Il mandato parlamentare non si svolge solo nelle aule. E il ruolo del Parlamento non è confinato nelle sue mura. Il rapporto con il territorio è una parte fondamentale dell’uno e dell’altro. Su questo modo d’intendere la funzione parlamentare e di conseguenza il ruolo del Parlamento c’è una giurisprudenza costituzionale consolidata. Leggi specifiche riconoscono espressamente al parlamentare il diritto di visitare particolari strutture (istituti penitenziali e strutture militari, inclusa ogni zona o istallazione militare): la vera finalità di tali leggi non è solo di bilanciare con altri interessi l’esercizio di una funzione in sé indiscutibile. Al punto da specificare per gli istituti penitenziari che tale prerogativa è estesa a molte altre figure e non occorre neanche un preavviso, mentre per quanto riguarda le strutture militari la garanzia è limitata ai parlamentari con il semplice onere di un preavviso di almeno ventiquattro ore. Soltanto per le aree riservate occorre con specifica autorizzazione e a certe condizioni è perfino possibile visitare strutture militari internazionali presenti su territorio italiano.

Appare ovvio concludere che il più – l’ipotesi più delicata – contiene certamente il meno, e un presidio sanitario non ha certo i connotati di delicatezza e sicurezza di un istituto di pena o di una struttura militare, né necessita di una legge ad hoc che preveda l’esercizio del potere in questione. Dall’altro l’art. 3.1 della l. 140/2003 ha una portata generale nel riferirsi ad attività di ispezione che, insieme ad altre, sono connesse alla funzione parlamentare e si svolgono (anche) fuori dal Parlamento.

Quello che è accaduto è grave e dovrebbe trovare una risposta sia da parte del Presidente della Giunta Regionale, da cui dipende funzionalmente l’Asl, sia da parte del Governo, quest’ultimo anche con riferimento all’attività di polizia. Ciò dovrebbe avvenire su sollecitazione dello stesso Presidente della Camera, di cui fanno parte i due parlamentari, e oltre ad aprire a interrogazioni con il loro eventuale seguito, potrebbe e forse dovrebbe far luogo ad un conflitto di attribuzioni, soprattutto qualora una nuova visita ricevesse lo stesso tipo di risposta.

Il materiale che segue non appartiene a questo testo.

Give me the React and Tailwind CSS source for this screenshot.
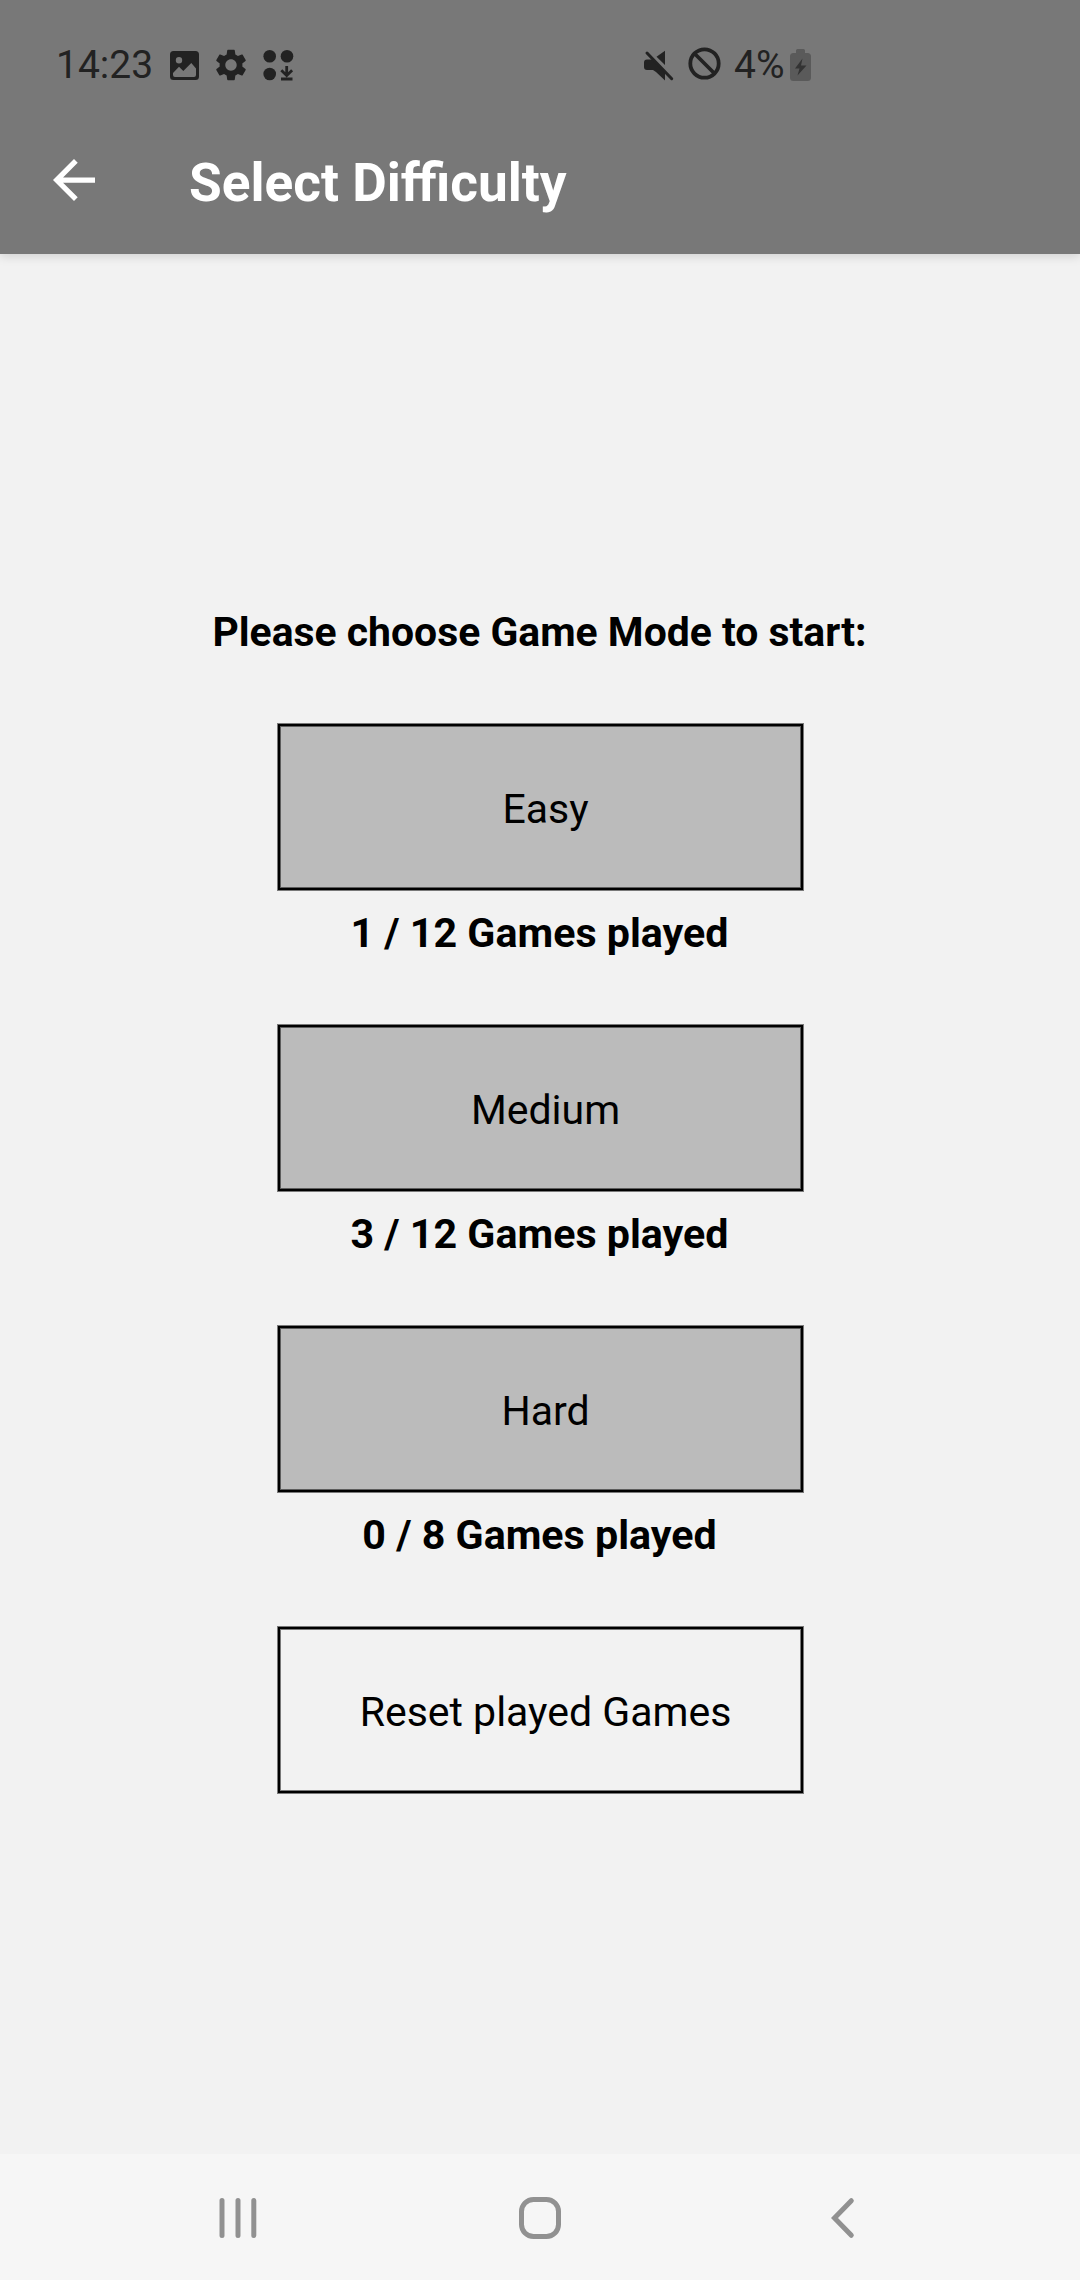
const INK = "#222222";

function StatusBar() {
  return (
    <div className="flex h-[108px] items-start justify-between pt-[42px] text-[39px] leading-[44px] text-[#222222]">
      <div className="flex pl-[56px]">
        <span className="w-[114px] pt-px">14:23</span>
        <svg className="mt-[9px] h-[29px] w-[29px]" viewBox="0 0 29 29" fill={INK}>
          <path
            fillRule="evenodd"
            d="M3.5 0h22A3.5 3.5 0 0 1 29 3.5v22a3.5 3.5 0 0 1-3.5 3.5h-22A3.5 3.5 0 0 1 0 25.5v-22A3.5 3.5 0 0 1 3.5 0zM9 6a3.200 3.200 0 1 0 0 6.400A3.200 3.200 0 0 0 9 6zM3 22v2a2 2 0 0 0 2 2h19a2 2 0 0 0 2-2v-6.500L21.300 12l-8 8L9 15.800z"
          />
        </svg>
        <svg className="mt-[4px] ml-[13px] h-[38px] w-[38px]" viewBox="0 0 24 24" fill={INK}>
          <path d="M19.140 12.940c.040-.300.060-.610.060-.940 0-.320-.020-.640-.070-.940l2.030-1.580c.180-.140.230-.410.120-.610l-1.920-3.320c-.120-.220-.370-.290-.590-.220l-2.390.960c-.500-.380-1.030-.700-1.620-.940l-.360-2.540c-.040-.240-.240-.410-.480-.410h-3.840c-.240 0-.430.170-.470.410l-.360 2.540c-.590.240-1.130.570-1.620.940l-2.390-.960c-.220-.080-.470 0-.590.220L2.740 8.870c-.120.210-.080.470.120.610l2.030 1.580c-.050.300-.090.630-.090.940s.020.640.070.940l-2.030 1.580c-.180.140-.230.410-.120.610l1.920 3.320c.120.220.370.290.590.220l2.390-.960c.500.380 1.030.700 1.620.940l.360 2.540c.050.240.240.410.480.410h3.840c.240 0 .440-.170.470-.410l.360-2.540c.590-.240 1.130-.560 1.620-.940l2.390.960c.220.080.470 0 .590-.220l1.920-3.320c.120-.220.070-.470-.120-.610l-2.010-1.580zM12 15.600c-1.980 0-3.600-1.620-3.600-3.600s1.620-3.600 3.600-3.600 3.600 1.620 3.600 3.600-1.620 3.600-3.600 3.600z" />
        </svg>
        <svg className="mt-[8px] ml-[13px] h-[31px] w-[31px]" viewBox="0 0 31 31" fill={INK}>
          <circle cx="6.700" cy="6.300" r="6.300" />
          <circle cx="24" cy="6.300" r="6.300" />
          <circle cx="6.700" cy="24" r="6.300" />
          <path
            d="M23.700 16v9.500M18.300 20.300l5.400 5.200 5.400-5.200M18 29h11.500"
            fill="none"
            stroke={INK}
            strokeWidth="2.800"
          />
        </svg>
      </div>
      <div className="flex pr-[269px]">
        <svg className="mt-[8px] h-[31px] w-[30px]" viewBox="0 0 30 31" fill={INK}>
          <path d="M21 .7V15l-8.500-8.200zM3 9.500h6L21 22v8.500L12 22l-3-2H3a3 3 0 0 1-3-3v-4.500a3 3 0 0 1 3-3z" />
          <path d="M3 3l24.700 25.700" fill="none" stroke={INK} strokeWidth="3" strokeLinecap="round" />
        </svg>
        <svg className="mt-[5px] ml-[14px] h-[33px] w-[33px]" viewBox="0 0 33 33" fill="none" stroke={INK} strokeWidth="3.800">
          <circle cx="16.500" cy="16.500" r="14.200" />
          <path d="M6.500 6.500l20 20" />
        </svg>
        <span className="ml-[13px] w-[56px] pt-px">4%</span>
        <svg className="mt-[7px] h-[33px] w-[21px]" viewBox="0 0 21 33">
          <path
            d="M7.500 0h6a1.500 1.500 0 0 1 1.500 1.500V4h2.500A3.500 3.500 0 0 1 21 7.500v21a3.500 3.500 0 0 1-3.500 3.500h-14A3.500 3.500 0 0 1 0 28.500v-21A3.500 3.500 0 0 1 3.500 4H6V1.500A1.500 1.500 0 0 1 7.500 0z"
            fill="#5a5a5a"
          />
          <path d="M12.500 9.500L5 19.500h4.500L7.500 26.500 16.500 16.500H11z" fill="#333333" />
        </svg>
      </div>
    </div>
  );
}

function Header() {
  return (
    <header className="h-[254px] bg-[#787878] shadow-[0_2px_10px_rgba(0,0,0,0.15)]">
      <StatusBar />
      <div className="flex items-start pt-[45px] pl-[53px] text-white">
        <svg className="mt-[6px] h-[42px] w-[42px]" viewBox="4 4 16 16" fill="currentColor" aria-label="Back">
          <path d="M20 11H7.830l5.590-5.590L12 4l-8 8 8 8 1.410-1.410L7.830 13H20z" />
        </svg>
        <h1 className="ml-[94px] text-[53.2px] leading-[60px] font-bold">Select Difficulty</h1>
      </div>
    </header>
  );
}

function ModeButton({ label, outlined }) {
  return (
    <button
      className={
        "flex h-[166px] w-[525px] items-center justify-center border-2 border-black pt-1 pl-[10px] leading-[50px] shadow-[0_0_0_1px_rgba(0,0,0,0.5),inset_0_0_0_1px_rgba(0,0,0,0.5)] " +
        (outlined ? "bg-transparent" : "bg-[#bbbbbb]")
      }
    >
      {label}
    </button>
  );
}

const MODES = [
  { label: "Easy", played: "1 / 12 Games played" },
  { label: "Medium", played: "3 / 12 Games played" },
  { label: "Hard", played: "0 / 8 Games played" },
];

export default function App() {
  return (
    <div className="flex h-[2280px] w-[1080px] flex-col bg-[#f2f2f2] font-['Roboto',sans-serif] text-black">
      <Header />
      <main className="flex flex-1 flex-col items-center pt-[353px] pl-px text-[41px]">
        <p className="h-[117px] pr-[2px] text-[40.9px] leading-[50px] font-bold">Please choose Game Mode to start:</p>
        {MODES.map((mode) => (
          <section key={mode.label} className="flex h-[301px] flex-col items-center">
            <ModeButton label={mode.label} />
            <p className="mt-[18px] pr-[2px] text-[41.2px] leading-[50px] font-bold">{mode.played}</p>
          </section>
        ))}
        <ModeButton label="Reset played Games" outlined />
      </main>
      <nav className="flex h-[126px] items-center justify-between bg-[#f6f6f6] px-[218px] pt-[2px]">
        <svg className="h-[42px] w-[44px]" viewBox="0 0 44 42" fill="none" stroke="#919191" strokeWidth="5" strokeLinecap="round">
          <path d="M4 3.500v35M20 3.500v35M35.800 3.500v35" />
        </svg>
        <svg className="h-[42px] w-[42px]" viewBox="0 0 42 42" fill="none" stroke="#919191" strokeWidth="5">
          <rect x="2.500" y="2.500" width="37" height="37" rx="12" />
        </svg>
        <svg className="h-[42px] w-[44px]" viewBox="-12 0 44 42" fill="none" stroke="#919191" strokeWidth="5" strokeLinecap="round">
          <path d="M21.300 3.700L4.500 21l16.800 17.300" />
        </svg>
      </nav>
    </div>
  );
}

Tale ricorso alla Corte costituzionale sarebbe presentabile dalla Camera nel suo complesso ma, di fronte a contrasti politici (che non dovrebbero esistere su questioni che incidono così pesantemente sullo status del parlamentare), anche da singoli parlamentari (qui “esponenziali” della funzione), al fine di ribadire la spettanza del potere e dichiarare l’illegittimità della condotta tenuta dall’Asl. Sarebbe stato certamente opportuno depositare una denuncia subito (e non sappiamo se è stato fatto). Un rimedio contro un comportamento che è andato ad incidere negativamente sulle funzioni dei singoli parlamentari e, dunque, del Parlamento, e che potrebbe trovare una prima e immediata riparazione nello svolgimento della visita negata in prima battuta, prima ancora di un riconoscimento del torto.

In un caso non dissimile in cui un prefetto aveva negato ad un onorevole accompagnato da una delegazione di esperti l’accesso ad un Centro di Permanenza per il Rimpatrio (CPR), il Tar Sicilia aveva riconosciuto un “diritto soggettivo perfetto” all’accesso del parlamentare, peraltro includente – come nel caso che si discute – anche “coloro che [lo] accompagnano […] per ragioni del loro ufficio”. Più chiaro di così.